*EXERCISE DESCRIPTION*: Every line below that includes "index" counts toward the total. Report that total alone.

*DATA*:

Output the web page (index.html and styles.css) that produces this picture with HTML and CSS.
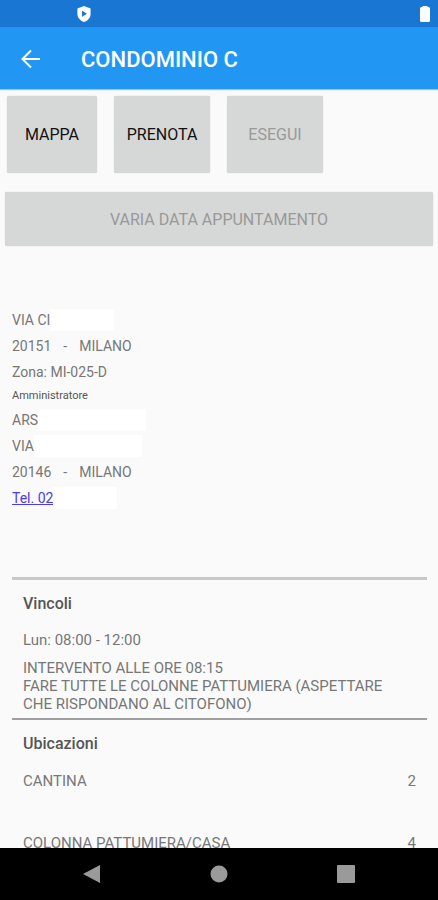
FILE: index.html
```html
<!DOCTYPE html>
<html lang="it">
<head>
<meta charset="utf-8">
<meta name="viewport" content="width=device-width, initial-scale=1">
<title>CONDOMINIO C</title>
<link rel="stylesheet" href="styles.css">
</head>
<body>
<div class="status">
  <svg class="shield" viewBox="0 0 14 16" aria-hidden="true"><path fill="#fff" d="M7 0 13.6 2.4V8c0 3.6-2.6 6.600-6.600 8C3 14.600.4 11.600.4 8V2.400z"/><path fill="#1976d2" d="M5 4.800v6L10 7.800z"/></svg>
  <svg class="battery" viewBox="0 0 10 16" aria-hidden="true"><path fill="#fff" d="M2.500 0h5v1H8.500q1.500 0 1.500 1.500v12q0 1.500-1.500 1.500h-7Q0 16 0 14.500v-12Q0 1 1.500 1h1z"/></svg>
</div>
<header class="bar">
  <button class="back" type="button" aria-label="Indietro"><svg viewBox="0 0 20 20" aria-hidden="true"><path fill="none" stroke="#fff" stroke-width="2" d="M19 10H2M10 1.500 1.500 10l8.500 8.500"/></svg></button>
  <h1>CONDOMINIO C</h1>
</header>
<main>
  <div class="actions">
    <button class="btn" type="button">MAPPA</button>
    <button class="btn" type="button">PRENOTA</button>
    <button class="btn" type="button" disabled>ESEGUI</button>
  </div>
  <button class="btn wide" type="button" disabled>VARIA DATA APPUNTAMENTO</button>
  <address class="details">
    <p>VIA CI<span class="mask short"></span></p>
    <p class="town"><span>20151</span><span>-</span><span>MILANO</span></p>
    <p>Zona: MI-025-D</p>
    <h2>Amministratore</h2>
    <p>ARS<span class="mask long"></span></p>
    <p>VIA<span class="mask long"></span></p>
    <p class="town"><span>20146</span><span>-</span><span>MILANO</span></p>
    <p><a href="tel:02">Tel. 02</a><span class="mask short"></span></p>
  </address>
  <section class="panel first">
    <h3>Vincoli</h3>
    <p class="row">Lun: 08:00 - 12:00</p>
    <p class="note">INTERVENTO ALLE ORE 08:15<br>FARE TUTTE LE COLONNE PATTUMIERA (ASPETTARE CHE RISPONDANO AL CITOFONO)</p>
  </section>
  <section class="panel">
    <h3>Ubicazioni</h3>
    <ul>
      <li><span>CANTINA</span><span>2</span></li>
      <li><span>COLONNA PATTUMIERA/CASA</span><span>4</span></li>
    </ul>
  </section>
</main>
<nav class="system">
  <button type="button" aria-label="Indietro"><svg viewBox="0 0 18 18"><path fill="#9a9a9a" d="M17 0v18L0 9z"/></svg></button>
  <button type="button" aria-label="Home"><svg viewBox="0 0 18 18"><circle cx="9" cy="9" r="8.500" fill="#9a9a9a"/></svg></button>
  <button type="button" aria-label="Recenti"><svg viewBox="0 0 18 18"><rect width="18" height="18" rx="1" fill="#9a9a9a"/></svg></button>
</nav>
</body>
</html>
```
FILE: styles.css
```css
* { box-sizing: border-box; }
body {
  margin: 0;
  height: 100vh;
  display: flex;
  flex-direction: column;
  overflow: hidden;
  background: #fafafa;
  color: #777;
  font: 400 15px/18px Roboto, sans-serif;
}
h1, h2, h3, p, ul { margin: 0; padding: 0; }
button { border: 0; padding: 0; font-family: inherit; }
.status {
  flex: none;
  height: 27px;
  padding: 0 8px 0 77px;
  display: flex;
  align-items: center;
  justify-content: space-between;
  background: #1976d2;
}
.shield { width: 14px; height: 16px; }
.battery { width: 10px; height: 16px; }
.bar {
  flex: none;
  height: 62px;
  padding: 2px 21px 0;
  display: flex;
  align-items: center;
  gap: 40px;
  background: #2196f3;
  color: #fff;
  box-shadow: 0 1px 1px #2196f380;
}
.back { width: 20px; height: 20px; background: none; }
.back svg { display: block; width: 20px; height: 20px; }
h1 { font-size: 22px; line-height: 28px; font-weight: 500; padding-top: 2px; }
main { flex: 1; min-height: 0; overflow: hidden; padding-top: 7px; }
.actions { display: flex; gap: 17px; padding: 0 7px; }
.btn {
  height: 77px;
  min-width: 90px;
  border-radius: 2px;
  background: #d6d7d7;
  color: #111;
  font-size: 16px;
  font-weight: 400;
  box-shadow: 0 0 1px #bbb;
}
.actions .btn:nth-child(n+2) { min-width: 96px; }
.btn:disabled { color: #999; }
.wide { display: block; width: calc(100% - 10px); height: 54px; margin: 19px 5px 0; }
.details { padding: 61px 12px 0; font-size: 14px; font-style: normal; }
.details p { display: flex; align-items: center; height: 26px; }
.details h2 { font-size: 11px; line-height: 22px; font-weight: 400; color: #555; }
.town { gap: 12px; }
.details a { color: #4a3cf0; }
.mask { height: 22px; background: #fff; }
.short { width: 64px; }
.long { width: 108px; }
.panel { margin: 0 11px 0 12px; padding: 12px 11px 5px; border-top: 2px solid #a0a0a0; }
.first { margin-top: 66px; border-top: 3px solid #c8c8c8; }
h3 { font-size: 16px; line-height: 24px; font-weight: 500; color: #555; }
.row { padding: 15px 0 10px; }
.note { padding-right: 16px; }
ul { list-style: none; }
li { display: flex; justify-content: space-between; height: 62px; padding-top: 16px; }
.system {
  flex: none;
  height: 52px;
  padding: 0 82px;
  display: flex;
  align-items: center;
  justify-content: space-between;
  background: #000;
}
.system button { width: 20px; height: 20px; background: none; }
.system svg { display: block; width: 18px; height: 18px; margin: auto; }
```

*WRITTEN RESPONSE*: 2